In this work, we study the application of wavelet analysis for robust speech processing.

Reliable time-scale features (TS) which characterize the relevant phonetic classes such as voiced (V), unvoiced (UV), silence (S), mixed-excitation, and stop sounds are extracted. By training neural and Bayesian networks, the classification rates provided by only 7 TS features are mostly similar to the ones obtained by 13 MFCC features.

The TS features are further enhanced to design a reliable and low-complexity V/UV/S classifier. Quantile filtering and slope tracking are used for deriving adaptive thresholds. A robust voice activity detector is then built and used as a pre-processing stage to improve the performance of a speaker verification system.
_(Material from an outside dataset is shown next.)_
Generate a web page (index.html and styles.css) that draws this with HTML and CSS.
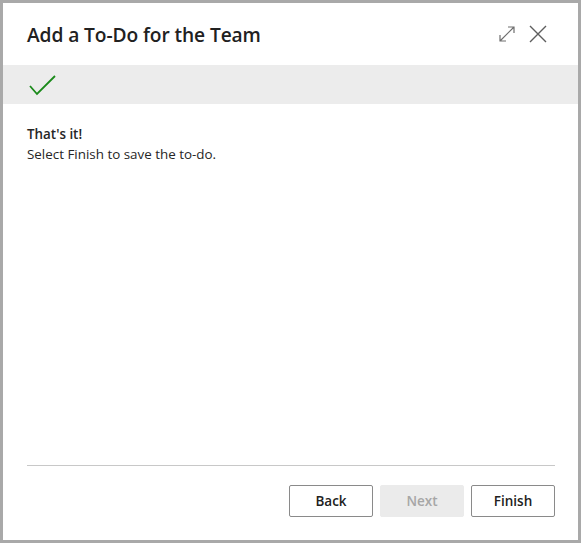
FILE: index.html
```html
<!DOCTYPE html>
<html>
<head>
<meta charset="utf-8">
<link rel="stylesheet" href="styles.css">
</head>
<body>
<div class="dialog">
  <div class="header">
    <h1 class="title">Add a To-Do for the Team</h1>
    <div class="actions">
      <svg class="icon" width="18" height="18" viewBox="0 0 18 18">
        <path d="M2 16 L16 2 M10 2 H16 V8 M2 10 V16 H8" fill="none" stroke="#6e6e6e" stroke-width="1.2"/>
      </svg>
      <svg class="icon" width="18" height="18" viewBox="0 0 18 18">
        <path d="M1 1 L17 17 M17 1 L1 17" fill="none" stroke="#5e5e5e" stroke-width="1.4"/>
      </svg>
    </div>
  </div>
  <div class="band">
    <svg width="28" height="22" viewBox="0 0 28 22">
      <path d="M1 11 L8 19 L26 1" fill="none" stroke="#1a8a1a" stroke-width="1.8"/>
    </svg>
  </div>
  <div class="content">
    <div class="strong">That's it!</div>
    <div>Select Finish to save the to-do.</div>
  </div>
  <div class="footer">
    <div class="buttons">
      <button class="btn">Back</button>
      <button class="btn disabled">Next</button>
      <button class="btn">Finish</button>
    </div>
  </div>
</div>
</body>
</html>
```

FILE: styles.css
```css
* { box-sizing: border-box; }
html, body { margin: 0; height: 543px; }
body {
  padding: 3px;
  background: #a9a9a9;
  font-family: "Open Sans", "Noto Sans", sans-serif;
  color: #212121;
}
.dialog {
  background: #fff;
  height: 537px;
  display: flex;
  flex-direction: column;
}
.header {
  height: 62px;
  display: flex;
  align-items: center;
  justify-content: space-between;
  padding: 0 31px 0 24px;
}
.title {
  margin: 0;
  font-size: 19.2px;
  font-weight: 600;
  letter-spacing: -0.1px;
  color: #212121;
}
.actions {
  display: flex;
  gap: 13px;
  align-items: center;
}
.icon { display: block; }
.band {
  height: 39px;
  background: #ececec;
  display: flex;
  align-items: center;
  padding-left: 26px;
}
.band svg { display: block; margin-top: 2px; }
.content {
  flex: 1;
  padding: 20px 24px 0;
  font-size: 13.4px;
  line-height: 20px;
  color: #262626;
}
.strong { font-weight: 600; }
.footer {
  margin: 0 23px 0 24px;
  border-top: 1px solid #c8c8c8;
  padding: 19px 0 23px;
}
.buttons {
  display: flex;
  justify-content: flex-end;
  gap: 7px;
}
.btn {
  width: 84px;
  height: 32px;
  border: 1px solid #8a8a8a;
  border-radius: 2px;
  background: #fff;
  font-family: "Open Sans", "Noto Sans", sans-serif;
  font-size: 13.5px;
  font-weight: 600;
  color: #212121;
  padding: 0;
}
.btn.disabled {
  background: #ebebeb;
  border-color: #ebebeb;
  color: #a6a6a6;
}
```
Based on wavelet shrinkage, a statistical wavelet filtering (SWF) method is designed for speech enhancement. Non-stationary and colored noise is handled by employing quantile filtering and time-frequency adaptive weighting. A newly proposed comparison diagnostic test and other subjective tests show improvements compared with other denoising methods.

The SWF is further optimized to enhance speech quality for robust ASR. By changing the shape of the frequency weighting and estimating perceptual noise thresholds in critical subbands, the perceptual SWF method provides almost equal performance compared with the ETSI baseline for car noise and significant improvements compared with other methods in aircraft maintenance factory conditions.